A Careful Setting
As the story takes a turn and Baby is forced to confront his situation and relationship with the heist ringleader (played by Kevin Spacey), the glamour of Wright’s high-speed chases starts to fade. Pointing to the strategic use of Los Angeles in what Wright calls the “Holy Trinity” of ’90s heist films – Tarantino’s “Reservoir Dogs,” Kathryn Bigelow’s “Point Break,” and Michael Mann’s “Heat” – Wright studied the city’s history of high speed chases. He wanted to unearth the key to successful getaways and where others went wrong, even going so far as to talk to ex-cons and FBI agents. When the film was switched to Atlanta, where Georgia offers a 30% tax incentive, Wright re-did the research and rewrote the film to become location specific once again.
“I tried to keep it in the realms of reality, in terms of things you could actually do with cars and guns and not go too crazy,” said Wright. “The action is all stuff that could actually happen. I really wanted people to get the feeling of what it would be like to be a getaway driver in the middle of pursuit with the police because one of the things is [not] everybody fantasizes about robbing a bank, but I think most people have that fantasy of being in a high speed chase and [the] thing the movie is about is you see the dream that quickly becomes a nightmare.”
Don’t Cut Around the Good Stuff
The most important element involved Wright’s approach was the decision to shoot the action scenes practically (no visual effects), a task made more difficult by Wright’s refusal to “hose down” a scene by running multiple cameras from various angles and then building the scenes in post. That’s a safety blanket approach Prescott said he has to fight against on most studio films.
“If the action is good, there’s no reason to cut around it,” said Prescott. “Audience likes to see what the car is doing and the geography and what is going on.”
Rather than creating the action in the editing room, Wright followed the model of early Jackie Chan films and Hill’s “The Driver,” by designing specific shots for each action beat, which would also need to be timed and choreographed to each beat of the song. On a budget a fraction the size of a Hollywood blockbuster, which allowed for only 57 days of shooting – Wright kicked part of his directing fee back into the production to keep the third act foot chase – with only three weeks of second unit, “Baby Driver” had to be meticulously planned.

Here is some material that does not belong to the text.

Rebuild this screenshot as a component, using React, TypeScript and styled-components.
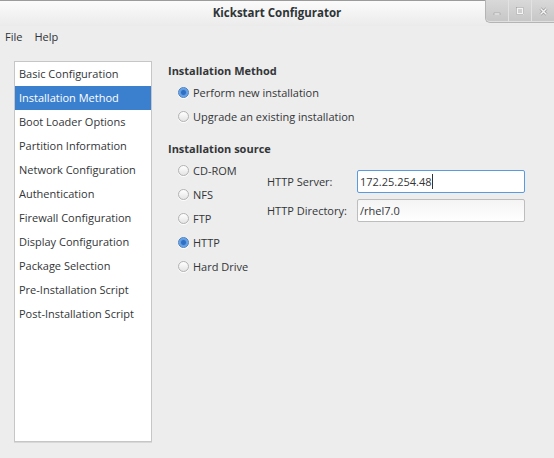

Prescott admitted that he didn’t know how they’d pull it off when Wright first pitched him the concept, but once he saw Wright’s animatic storyboards with the music laid in, he started to get excited. Prescott would visit the real location to measure out the distance, then take stunt driver Jeremy Fry (“John Wick,” “Jason Bourne”) to the Atlanta speedway to test it out. Hanging out the window of his rental car, he would film Fry replicating the stunt with his cheap video camera. He and Wright would then load the footage into the animatic to test the timing.
“So we’d now know if that action gag takes 12 seconds on the speedway, it’s going to be approximately the same at the real location,” said Prescott. “We could test out the timing – if it missed the beat, we talked about altering the stunt or maybe Edgar might decide he wants to cut away to a shot of Ansel.”